Collected material:
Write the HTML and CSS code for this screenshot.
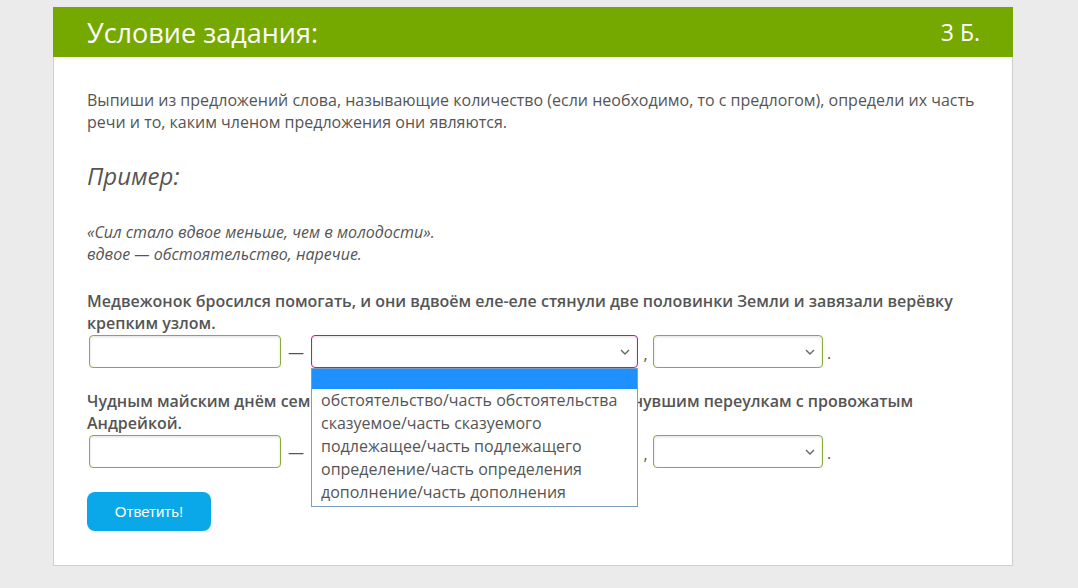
FILE: index.html
```html
<!doctype html>
<html lang="ru">
  <head>
    <meta charset="utf-8">
    <title>Условие задания</title>
    <link rel="stylesheet" href="styles.css">
  </head>
  <body>
    <div class="card">
      <div class="card-head">
        <span class="title">Условие задания:</span>
        <span class="points">3 Б.</span>
      </div>

      <div class="card-body">
        <p class="task">Выпиши из предложений слова, называющие количество (если необходимо, то с предлогом), определи их часть речи и то, каким членом предложения они являются.</p>

        <h2 class="example-title">Пример:</h2>
        <p class="example">«Сил стало вдвое меньше, чем в молодости».<br>вдвое — обстоятельство, наречие.</p>

        <p class="sentence">Медвежонок бросился помогать, и они вдвоём еле-еле стянули две половинки Земли и завязали верёвку крепким узлом.</p>
        <div class="answer-row">
          <div class="field"></div>
          <span class="sep dash">—</span>
          <div class="select wide focused">
            <svg class="chev" width="10" height="6" viewBox="0 0 10 6"><path d="M1 1l4 4 4-4" fill="none" stroke="#666" stroke-width="1.4"/></svg>
            <div class="dropdown">
              <div class="opt selected"></div>
              <div class="opt">обстоятельство/часть обстоятельства</div>
              <div class="opt">сказуемое/часть сказуемого</div>
              <div class="opt">подлежащее/часть подлежащего</div>
              <div class="opt">определение/часть определения</div>
              <div class="opt">дополнение/часть дополнения</div>
            </div>
          </div>
          <span class="sep comma">,</span>
          <div class="select narrow">
            <svg class="chev" width="10" height="6" viewBox="0 0 10 6"><path d="M1 1l4 4 4-4" fill="none" stroke="#666" stroke-width="1.4"/></svg>
          </div>
          <span class="sep dot">.</span>
        </div>

        <p class="sentence second">Чудным майским днём семеро ребят весело гуляли по тихим, затонувшим переулкам с провожатым Андрейкой.</p>
        <div class="answer-row">
          <div class="field"></div>
          <span class="sep dash">—</span>
          <div class="select wide">
            <svg class="chev" width="10" height="6" viewBox="0 0 10 6"><path d="M1 1l4 4 4-4" fill="none" stroke="#666" stroke-width="1.4"/></svg>
          </div>
          <span class="sep comma">,</span>
          <div class="select narrow">
            <svg class="chev" width="10" height="6" viewBox="0 0 10 6"><path d="M1 1l4 4 4-4" fill="none" stroke="#666" stroke-width="1.4"/></svg>
          </div>
          <span class="sep dot">.</span>
        </div>

        <button class="answer-btn" type="button">Ответить!</button>
      </div>
    </div>
  </body>
</html>
```

FILE: styles.css
```css
body {
  margin: 0;
  background: #ebebeb;
  font-family: "Open Sans", "Noto Sans", sans-serif;
  color: #555;
}

.card {
  box-sizing: border-box;
  width: 960px;
  height: 559px;
  margin: 7px 0 0 53px;
  background: #fff;
  border: 1px solid #cfcfcf;
  border-top: 0;
}

.card-head {
  display: flex;
  justify-content: space-between;
  align-items: center;
  height: 50px;
  margin: 0 -1px;
  padding: 0 33px 0 34px;
  background: #76a900;
  color: #fff;
}
.card-head .title { font-size: 27px; }
.card-head .points { font-size: 23px; }

.card-body {
  padding: 32px 34px 0 33px;
}

.task {
  margin: 0;
  font-size: 16px;
  line-height: 22px;
}

.example-title {
  margin: 27px 0 0;
  font-size: 24px;
  line-height: 32px;
  font-weight: normal;
  font-style: italic;
}

.example {
  margin: 29px 0 0;
  font-size: 16px;
  line-height: 22px;
  font-style: italic;
}

.sentence {
  margin: 25px 0 0;
  font-size: 16px;
  line-height: 22px;
  font-weight: 600;
}
.sentence.second { margin-top: 22px; }

.answer-row {
  display: flex;
  align-items: center;
  margin: 1px 0 0 2px;
  height: 33px;
}

.field, .select {
  box-sizing: border-box;
  height: 33px;
  border: 1px solid #8bab37;
  border-radius: 4px;
  box-shadow: inset 0 1px 3px rgba(0, 0, 0, .12);
  background: #fff;
}
.field { width: 192px; }

.select { position: relative; }
.select.wide { width: 327px; }
.select.narrow { width: 170px; }
.select.focused { border-color: #c4168a; }

.chev {
  position: absolute;
  right: 7px;
  top: 13px;
}

.sep { text-align: center; font-size: 16px; }
.sep.dash { width: 30px; }
.sep.comma { width: 15px; padding-top: 4px; }
.sep.dot { width: 12px; padding-top: 2px; }

.dropdown {
  position: absolute;
  left: -1px;
  top: 32px;
  z-index: 2;
  box-sizing: border-box;
  width: 327px;
  height: 139px;
  background: #fff;
  border: 1px solid #7c9dc6;
}
.opt {
  height: 23px;
  padding-left: 9px;
  font-size: 16px;
  line-height: 23px;
  color: #555;
  white-space: nowrap;
}
.opt.selected {
  height: 20px;
  background: #1e90ff;
}

.answer-btn {
  display: block;
  margin-top: 24px;
  width: 124px;
  height: 39px;
  border: 0;
  border-radius: 8px;
  background: #0aa8e8;
  color: #fff;
  font-family: "Liberation Sans", Arial, sans-serif;
  font-size: 15px;
}
```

Objective: With the pictures left out, transcribe the material exactly.

Exercise output:
Write the HTML and CSS code for this screenshot.
FILE: index.html
```html
<!doctype html>
<html lang="ru">
  <head>
    <meta charset="utf-8">
    <title>Условие задания</title>
    <link rel="stylesheet" href="styles.css">
  </head>
  <body>
    <div class="card">
      <div class="card-head">
        <span class="title">Условие задания:</span>
        <span class="points">3 Б.</span>
      </div>

      <div class="card-body">
        <p class="task">Выпиши из предложений слова, называющие количество (если необходимо, то с предлогом), определи их часть речи и то, каким членом предложения они являются.</p>

        <h2 class="example-title">Пример:</h2>
        <p class="example">«Сил стало вдвое меньше, чем в молодости».<br>вдвое — обстоятельство, наречие.</p>

        <p class="sentence">Медвежонок бросился помогать, и они вдвоём еле-еле стянули две половинки Земли и завязали верёвку крепким узлом.</p>
        <div class="answer-row">
          <div class="field"></div>
          <span class="sep dash">—</span>
          <div class="select wide focused">
            <svg class="chev" width="10" height="6" viewBox="0 0 10 6"><path d="M1 1l4 4 4-4" fill="none" stroke="#666" stroke-width="1.4"/></svg>
            <div class="dropdown">
              <div class="opt selected"></div>
              <div class="opt">обстоятельство/часть обстоятельства</div>
              <div class="opt">сказуемое/часть сказуемого</div>
              <div class="opt">подлежащее/часть подлежащего</div>
              <div class="opt">определение/часть определения</div>
              <div class="opt">дополнение/часть дополнения</div>
            </div>
          </div>
          <span class="sep comma">,</span>
          <div class="select narrow">
            <svg class="chev" width="10" height="6" viewBox="0 0 10 6"><path d="M1 1l4 4 4-4" fill="none" stroke="#666" stroke-width="1.4"/></svg>
          </div>
          <span class="sep dot">.</span>
        </div>

        <p class="sentence second">Чудным майским днём семеро ребят весело гуляли по тихим, затонувшим переулкам с провожатым Андрейкой.</p>
        <div class="answer-row">
          <div class="field"></div>
          <span class="sep dash">—</span>
          <div class="select wide">
            <svg class="chev" width="10" height="6" viewBox="0 0 10 6"><path d="M1 1l4 4 4-4" fill="none" stroke="#666" stroke-width="1.4"/></svg>
          </div>
          <span class="sep comma">,</span>
          <div class="select narrow">
            <svg class="chev" width="10" height="6" viewBox="0 0 10 6"><path d="M1 1l4 4 4-4" fill="none" stroke="#666" stroke-width="1.4"/></svg>
          </div>
          <span class="sep dot">.</span>
        </div>

        <button class="answer-btn" type="button">Ответить!</button>
      </div>
    </div>
  </body>
</html>
```

FILE: styles.css
```css
body {
  margin: 0;
  background: #ebebeb;
  font-family: "Open Sans", "Noto Sans", sans-serif;
  color: #555;
}

.card {
  box-sizing: border-box;
  width: 960px;
  height: 559px;
  margin: 7px 0 0 53px;
  background: #fff;
  border: 1px solid #cfcfcf;
  border-top: 0;
}

.card-head {
  display: flex;
  justify-content: space-between;
  align-items: center;
  height: 50px;
  margin: 0 -1px;
  padding: 0 33px 0 34px;
  background: #76a900;
  color: #fff;
}
.card-head .title { font-size: 27px; }
.card-head .points { font-size: 23px; }

.card-body {
  padding: 32px 34px 0 33px;
}

.task {
  margin: 0;
  font-size: 16px;
  line-height: 22px;
}

.example-title {
  margin: 27px 0 0;
  font-size: 24px;
  line-height: 32px;
  font-weight: normal;
  font-style: italic;
}

.example {
  margin: 29px 0 0;
  font-size: 16px;
  line-height: 22px;
  font-style: italic;
}

.sentence {
  margin: 25px 0 0;
  font-size: 16px;
  line-height: 22px;
  font-weight: 600;
}
.sentence.second { margin-top: 22px; }

.answer-row {
  display: flex;
  align-items: center;
  margin: 1px 0 0 2px;
  height: 33px;
}

.field, .select {
  box-sizing: border-box;
  height: 33px;
  border: 1px solid #8bab37;
  border-radius: 4px;
  box-shadow: inset 0 1px 3px rgba(0, 0, 0, .12);
  background: #fff;
}
.field { width: 192px; }

.select { position: relative; }
.select.wide { width: 327px; }
.select.narrow { width: 170px; }
.select.focused { border-color: #c4168a; }

.chev {
  position: absolute;
  right: 7px;
  top: 13px;
}

.sep { text-align: center; font-size: 16px; }
.sep.dash { width: 30px; }
.sep.comma { width: 15px; padding-top: 4px; }
.sep.dot { width: 12px; padding-top: 2px; }

.dropdown {
  position: absolute;
  left: -1px;
  top: 32px;
  z-index: 2;
  box-sizing: border-box;
  width: 327px;
  height: 139px;
  background: #fff;
  border: 1px solid #7c9dc6;
}
.opt {
  height: 23px;
  padding-left: 9px;
  font-size: 16px;
  line-height: 23px;
  color: #555;
  white-space: nowrap;
}
.opt.selected {
  height: 20px;
  background: #1e90ff;
}

.answer-btn {
  display: block;
  margin-top: 24px;
  width: 124px;
  height: 39px;
  border: 0;
  border-radius: 8px;
  background: #0aa8e8;
  color: #fff;
  font-family: "Liberation Sans", Arial, sans-serif;
  font-size: 15px;
}
```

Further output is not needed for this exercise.